Sequenc diagrm from client to web to redis, then from web to kafka, then web returns to client.

Now we do have an event log, but state is not being generated from it. This means we can’t recreate state from replaying the log, which defeats the entire point. (Although at least it would get the data into your data ecosystem for processing later!)

Asynchronous

The simplest way to move into a world with an event log that is computed into data is to move all processing into a consumer.

Client publishes to web service, which publishes to Kafka. Kafka has a consuming process that writes to Redis.

This is simple, but we can no longer sequence our response to the client to ensure it happens after we’ve finished processing.

Sequence diagram where we write to Redis through Kafka consumer, but may return to client before Redis write has occurred.

Now the web app is:

@app.route('/<path:path>')
def hello(path):
    publish(client, VIEW_TOPIC, path)    
    r = redis.Redis(host='redis')
    recent = r.zrange(RECENT_KEY, 0, 10, desc=True, withscores=True)
    top = r.zrange(TOP_KEY, 0, 10, desc=True, withscores=True)
    now = datetime.datetime.now()
    return render_template('index.html', path=path, recent=recent,
                           top=top, elapsed=elapsed, now=now)

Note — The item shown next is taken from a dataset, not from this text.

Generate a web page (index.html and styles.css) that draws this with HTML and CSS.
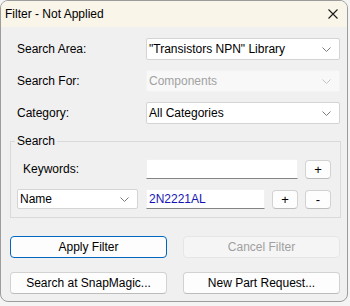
FILE: index.html
```html
<!DOCTYPE html>
<html lang="en">
<head>
  <meta charset="UTF-8" />
  <title>Filter - Not Applied</title>
  <link rel="stylesheet" href="styles.css">
</head>
<body>
  <div class="window">
    <div class="titlebar">
      <span class="title">Filter - Not Applied</span>
      <svg class="close" width="10" height="10" viewBox="0 0 10 10">
        <path d="M0.5 0.5 L9.5 9.5 M9.5 0.5 L0.5 9.5" stroke="#1a1a1a" stroke-width="1.1" fill="none"/>
      </svg>
    </div>

    <div class="content">
      <!-- main options -->
      <div class="form">
        <label class="lbl">Search Area:</label>
        <div class="combo">
          <span>"Transistors NPN" Library</span>
          <svg class="chev" width="9" height="5" viewBox="0 0 9 5"><path d="M0.5 0.5 L4.5 4.5 L8.5 0.5" stroke="#7a7a7a" fill="none"/></svg>
        </div>

        <label class="lbl">Search For:</label>
        <div class="combo disabled">
          <span>Components</span>
          <svg class="chev" width="9" height="5" viewBox="0 0 9 5"><path d="M0.5 0.5 L4.5 4.5 L8.5 0.5" stroke="#c4c4c4" fill="none"/></svg>
        </div>

        <label class="lbl">Category:</label>
        <div class="combo">
          <span>All Categories</span>
          <svg class="chev" width="9" height="5" viewBox="0 0 9 5"><path d="M0.5 0.5 L4.5 4.5 L8.5 0.5" stroke="#7a7a7a" fill="none"/></svg>
        </div>
      </div>

      <!-- search group -->
      <fieldset class="group">
        <legend>Search</legend>
        <div class="row">
          <label class="kw-lbl">Keywords:</label>
          <div class="field kw-field"></div>
          <div class="btn small">+</div>
        </div>
        <div class="row second">
          <div class="combo name-combo">
            <span>Name</span>
            <svg class="chev" width="9" height="5" viewBox="0 0 9 5"><path d="M0.5 0.5 L4.5 4.5 L8.5 0.5" stroke="#7a7a7a" fill="none"/></svg>
          </div>
          <div class="field val-field">2N2221AL</div>
          <div class="btn small">+</div>
          <div class="btn small">-</div>
        </div>
      </fieldset>

      <!-- buttons -->
      <div class="actions">
        <div class="btn big primary">Apply Filter</div>
        <div class="btn big disabled">Cancel Filter</div>
        <div class="btn big">Search at SnapMagic...</div>
        <div class="btn big">New Part Request...</div>
      </div>
    </div>
  </div>
</body>
</html>
```

FILE: styles.css
```css
html, body {
  margin: 0;
  background: #f4f4f4;
}
body {
  font-family: 'Liberation Sans', Arial, sans-serif;
  font-size: 12px;
  color: #000;
}
.window {
  width: 346px;
  border: 1px solid #9c9c9c;
  border-radius: 8px;
  background: #f0f0f0;
  overflow: hidden;
}
.titlebar {
  height: 26px;
  background: #faf5e9;
  display: flex;
  align-items: center;
  justify-content: space-between;
  padding: 0 9px 0 4px;
}
.title {
  line-height: 14px;
}
.close {
  display: block;
  margin-top: -1px;
}
.content {
  padding: 11px 6px 7px 9px;
}
.form {
  margin-left: 7px;
  display: grid;
  grid-template-columns: 129px 194px;
  grid-auto-rows: 22px;
  row-gap: 10px;
  align-items: center;
}
.combo {
  height: 100%;
  box-sizing: border-box;
  background: #fff;
  border: 1px solid #d4d4d4;
  border-radius: 2px;
  display: flex;
  align-items: center;
  justify-content: space-between;
  padding: 0 8px 0 2px;
}
.combo.disabled {
  background: #f8f8f8;
  border-color: #f3f3f3;
  color: #a2a2a2;
}
.chev {
  display: block;
}
.group {
  margin: 10px 0 0;
  padding: 0 9px 8px 4px;
  border: 1px solid #dadada;
  min-width: 0;
}
.group legend {
  padding: 0 2px;
  line-height: 14px;
}
.row {
  display: flex;
  align-items: center;
  height: 20px;
  margin-top: 11px;
}
.row.second {
  margin-top: 10px;
}
.kw-lbl {
  width: 123px;
  padding-left: 8px;
}
.field {
  height: 20px;
  box-sizing: border-box;
  background: #fff;
  border: 1px solid #f2f2f2;
  border-bottom: 1px solid #848484;
  padding: 0 2px;
  line-height: 18px;
}
.kw-field {
  width: 152px;
  margin-right: 7px;
}
.name-combo {
  width: 121px;
  margin-left: 2px;
  margin-right: 8px;
}
.val-field {
  width: 119px;
  margin-right: 7px;
  color: #1414b4;
}
.btn {
  box-sizing: border-box;
  background: #fdfdfd;
  border: 1px solid #d2d2d2;
  border-bottom-color: #bcbcbc;
  border-radius: 4px;
  display: flex;
  align-items: center;
  justify-content: center;
}
.btn.small {
  width: 26px;
  height: 19px;
  font-size: 13px;
}
.row.second .btn.small + .btn.small {
  margin-left: 7px;
}
.actions {
  margin-top: 18px;
  display: grid;
  grid-template-columns: 157px 157px;
  column-gap: 16px;
  row-gap: 14px;
}
.btn.big {
  height: 22px;
}
.btn.primary {
  border: 1px solid #0067c0;
}
.btn.disabled {
  background: #f5f5f5;
  border-color: #e6e6e6;
  color: #a0a0a0;
}
```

And the write logic is moved into a kafka consumer:

cli = get_client()
topic = cli.topics[VIEW_TOPIC]
consumer = topic.get_simple_consumer(reset_offset_on_start=True,
                                     queued_max_messages=1)
for message in consumer:
    path = message.value.decode('utf-8')
    r = redis.Redis(host='redis')
    ts = int(time.time())
    r.zadd(RECENT_KEY, path, ts)
    r.zincrby(TOP_KEY, path, 1)

Not only have we lost control over timing, we also have a fairly awkward scenario where read and write logic is split. We’ve picked up some exciting an exciting property of an immutable event log that we can replay to generate state, but the application no longer works properly and is more complicated to reason about.

Decoupled and synchronous

What we really want is the ability for the web process to behave synchronously from the client’s perspective until downstream processing has completed, without introducing any tight coupling.

Hmm, the rare case we want action at a distance?

Sequence diagram where Web blocks on write in kafka consumer before returning to client.

You can think of implementation specific ways to do this, e.g. in this case you could use Redis pubsub and subscribe to a channel that acks writes for a given event. That’s an interesting step, but tightly couples implementation between the web and consumer processes, discounting some of the interesting advantages of the kappa architecture.

I’m honestly not aware of tooling that does what I want, but you could imagine a somewhat handwavy implementation along these lines:

web sends message to a sync process.
sync pushes into kafka, injecting a unique identifier into each message, and keeping the connection to web open.
Various consumer processes “ack” completion back to sync. sync would either have a manifest of consumers that should acknowledge (hopefully built from static analysis, rather than being manually maintained), or would sample system behavior to learn the expected number of acks.
The idea of sampling feels a bit overdesigned, but in practice I think you’d want p99 timings which you’d use to fail-fast and move forward with processing. Actually, as an interesting hack, for a lightweight implementation, I imagine you could probably only rely on the p95 timings and not implement the “ack” at all.

The “ack” concept here can probably be viewed as a particular example of the challenge of implementing back pressure in asynchronous processing. For example, what you’re kind of hoping for is to synchronously block the web process until all downstream consumers have processed all messages that started due to messages at or before the time the message was published. (This kind of reminds me of watermarks.)

Ending thoughts

Altogether, I think solving this problem–strongly decoupling implementations of publishers and consumers while allowing timing coordination–isn’t solved very well by any existing tools, but there aren’t any obvious reasons it couldn’t be, just a bit awkward today.

I imagine we’ll see some interesting experiments soon!